Dubbed as the largest marathon in the world (record 98,247 runners in 2017 and 53,508 finishers in 2019), the NYC Marathon is going ahead with its 50th-anniversary race despite the COVID-19 pandemic, as this year’s event will be held virtually. Participants will run 26.2 miles (42.19K) and they can do it at any course from Oct. 17 to Nov. 1. Though runners have two weeks to complete the race, they must meet the required distance in one session.
Saipan runners Rommel Buenaflor, Malou Carlos, Matt Sitchon, Taro Goto, Chang Whan Jang, and Roxanne Soriano are planning to take on the challenge this weekend and use the Saipan Marathon route.
“This is a great opportunity to be a part of the prestigious New York Marathon, especially the event is celebrating its golden anniversary this year, so this is big and this is also my first time to do a full marathon,” Soriano said.
While Soriano will debut in the NYC Marathon, Buenaflor will be doing his second race in the event considered as one of the World Marathon Majors. He completed the course that covered the five boroughs of the Big Apple in 2019.
Buenaflor said they did a pace run last weekend and have been doing their regular runs the past months to get ready for the virtual event. He will do his best to finish the NYC Marathon again, but hopes to have another chance of taking on the actual course and wishes the same for other Saipan runners.

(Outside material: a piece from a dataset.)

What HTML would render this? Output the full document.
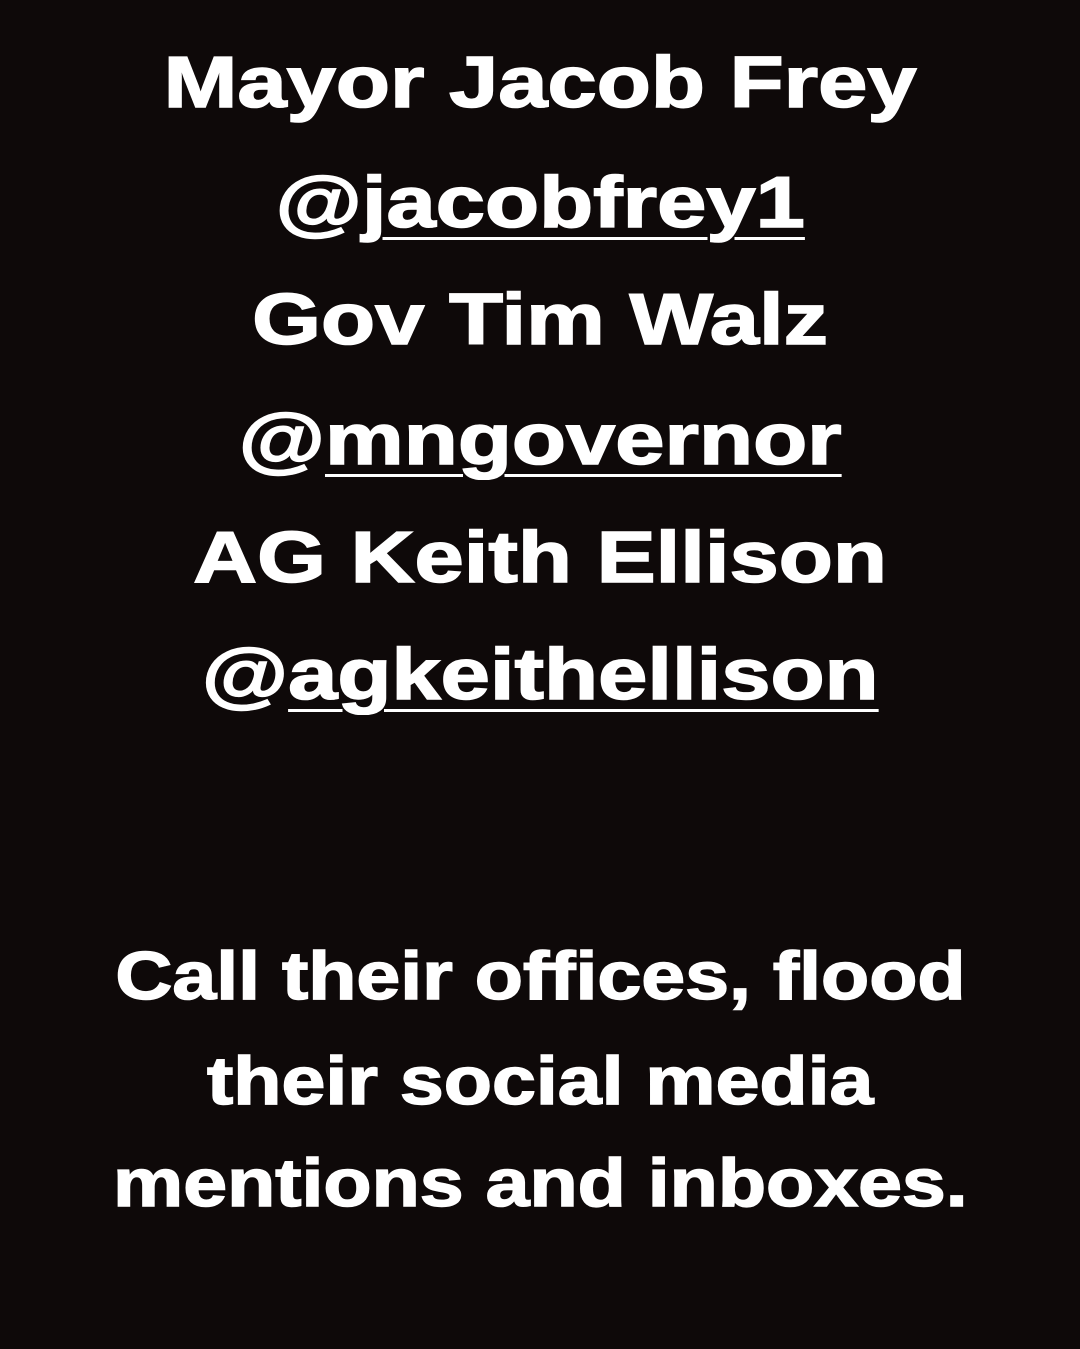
<!DOCTYPE html>
<html><head><meta charset="utf-8"><style>
html,body{margin:0;padding:0;}
body{width:1080px;height:1349px;background:#0e0909;overflow:hidden;position:relative;font-family:"Liberation Sans",Arial,sans-serif;font-weight:bold;color:#fff;-webkit-text-stroke:1.5px #fff;}
.t{position:absolute;left:0;width:1080px;text-align:center;font-size:72px;line-height:118px;}
.t span.s{display:inline-block;transform:scaleX(1.23);transform-origin:center;}
.b{position:absolute;left:0;width:1080px;text-align:center;font-size:68px;line-height:103px;}
.b span.s{display:inline-block;transform:scaleX(1.16);transform-origin:center;}
u{text-decoration:underline;text-decoration-thickness:3px;text-underline-offset:10px;}
</style></head><body>
<div class="t" style="top:24px"><span class="s">Mayor Jacob Frey</span></div>
<div class="t" style="top:144px"><span class="s">@<u>jacobfrey1</u></span></div>
<div class="t" style="top:261px"><span class="s">Gov Tim Walz</span></div>
<div class="t" style="top:381px"><span class="s">@<u>mngovernor</u></span></div>
<div class="t" style="top:499px"><span class="s">AG Keith Ellison</span></div>
<div class="t" style="top:616px"><span class="s">@<u>agkeithellison</u></span></div>
<div class="b" style="top:925px"><span class="s">Call their offices, flood</span></div>
<div class="b" style="top:1030px"><span class="s">their social media</span></div>
<div class="b" style="top:1132px"><span class="s">mentions and inboxes.</span></div>
</body></html>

“It’s one of the hardest marathons in the world, but the experience is definitely worth it,” Buenaflor said.
Sitchon, on the other hand, tried completing the distance last weekend, but stopped at the 25K mark due to cramps. The sexagenarian added that for long distance event like marathon, he needs to train for 35K plus running at least two times a week to get into top shape. He will try again this weekend and aims to surpass his personal best (5:01:00).

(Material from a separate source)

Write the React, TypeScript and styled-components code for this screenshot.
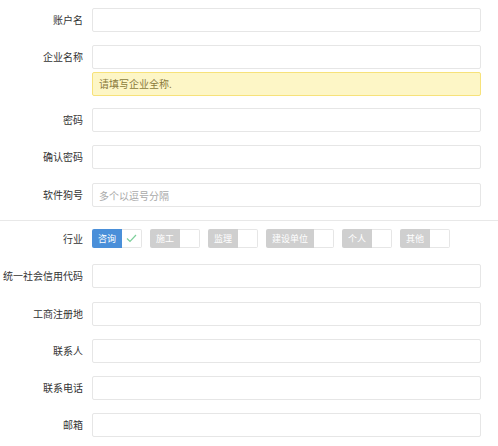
import styled, { createGlobalStyle } from 'styled-components'

const GlobalStyle = createGlobalStyle`
  body {
    margin: 0;
    background: #fff;
    font-family: "Noto Sans CJK SC", "Noto Sans", sans-serif;
  }
`

const Form = styled.div`
  width: 498px;
  padding-top: 8px;
  box-sizing: border-box;
`

const Section = styled.div`
  padding-right: 17px;
`

const Row = styled.div<{ $gap?: number }>`
  display: grid;
  grid-template-columns: 83px 389px;
  column-gap: 9px;
  align-items: start;
  margin-bottom: ${(p) => p.$gap ?? 13}px;
`

const Label = styled.div<{ $h?: number }>`
  height: ${(p) => p.$h ?? 24}px;
  line-height: ${(p) => p.$h ?? 24}px;
  text-align: right;
  font-size: 10px;
  color: #333;
  white-space: nowrap;
`

const Field = styled.div`
  display: flex;
  flex-direction: column;
  gap: 3px;
`

const Input = styled.input`
  display: block;
  box-sizing: border-box;
  width: 389px;
  height: 24px;
  margin: 0;
  padding: 0 6px;
  border: 1px solid #e6e6e6;
  border-radius: 2px;
  font-family: inherit;
  font-size: 10px;
  color: #333;
  outline: none;
  &::placeholder {
    color: #a9a9a9;
  }
`

const Alert = styled.div`
  box-sizing: border-box;
  height: 24px;
  line-height: 22px;
  padding: 0 6px;
  background: #fdf6c6;
  border: 1px solid #f7e27a;
  border-radius: 2px;
  font-size: 10px;
  color: #8a7a3c;
`

const Divider = styled.hr`
  margin: 0 0 8px;
  border: 0;
  border-top: 1px solid #e8e8e8;
`

const ToggleRow = styled.div`
  display: flex;
  gap: 8px;
  align-items: center;
  height: 19px;
`

const Toggle = styled.div`
  display: flex;
  height: 19px;
  cursor: pointer;
`

const ToggleText = styled.span<{ $on: boolean }>`
  display: flex;
  align-items: center;
  padding: 0 6px;
  border-radius: 2px 0 0 2px;
  background: ${(p) => (p.$on ? '#4a8fd9' : '#cfcfcf')};
  color: #fff;
  font-size: 9px;
  white-space: nowrap;
`

const ToggleBox = styled.span`
  box-sizing: border-box;
  width: 20px;
  display: flex;
  align-items: center;
  justify-content: center;
  border: 1px solid #e6e6e6;
  border-left: 0;
  border-radius: 0 2px 2px 0;
  background: #fff;
`

const Check = () => (
  <svg width="11" height="9" viewBox="0 0 11 9">
    <polyline points="1,4.5 4,7.5 10,1" fill="none" stroke="#7ccf9a" strokeWidth="1.2" />
  </svg>
)

const industries = [
  { name: '咨询', on: true },
  { name: '施工', on: false },
  { name: '监理', on: false },
  { name: '建设单位', on: false },
  { name: '个人', on: false },
  { name: '其他', on: false },
]

const TextRow = (props: { label: string; placeholder?: string; gap?: number }) => (
  <Row $gap={props.gap}>
    <Label>{props.label}</Label>
    <Input placeholder={props.placeholder} />
  </Row>
)

export default function App() {
  return (
    <>
      <GlobalStyle />
      <Form>
        <Section>
          <TextRow label="账户名" />
          <Row $gap={12}>
            <Label>企业名称</Label>
            <Field>
              <Input />
              <Alert>请填写企业全称.</Alert>
            </Field>
          </Row>
          <TextRow label="密码" />
          <TextRow label="确认密码" gap={14} />
          <TextRow label="软件狗号" placeholder="多个以逗号分隔" />
        </Section>
        <Divider />
        <Section>
          <Row $gap={16}>
            <Label $h={19}>行业</Label>
            <ToggleRow>
              {industries.map((it) => (
                <Toggle key={it.name}>
                  <ToggleText $on={it.on}>{it.name}</ToggleText>
                  <ToggleBox>{it.on && <Check />}</ToggleBox>
                </Toggle>
              ))}
            </ToggleRow>
          </Row>
          <TextRow label="统一社会信用代码" gap={14} />
          <TextRow label="工商注册地" />
          <TextRow label="联系人" />
          <TextRow label="联系电话" />
          <TextRow label="邮箱" />
        </Section>
      </Form>
    </>
  )
}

Meanwhile, Soriano said the virtual NYC Marathon has its pros and cons, but the former outweighs the latter, as she is determined to continue her passion for running amidst the pandemic.
“Unlike our local marathons, you have to keep track of your own time, safety, nutrition, and hydration with the virtual NYC Marathon. However, this virtual run gives us the opportunity to try and get our personal best time without the pressure of competition. We will be racing without the support from the crowd, but with the encouragement from my friends Jean Bernardo and Jerin Alladin, I believe that their presence is more than enough than any loud cheers. I will not let COVID-19 stop me from joining races,” said Soriano, whose target finish time is between five and six hours.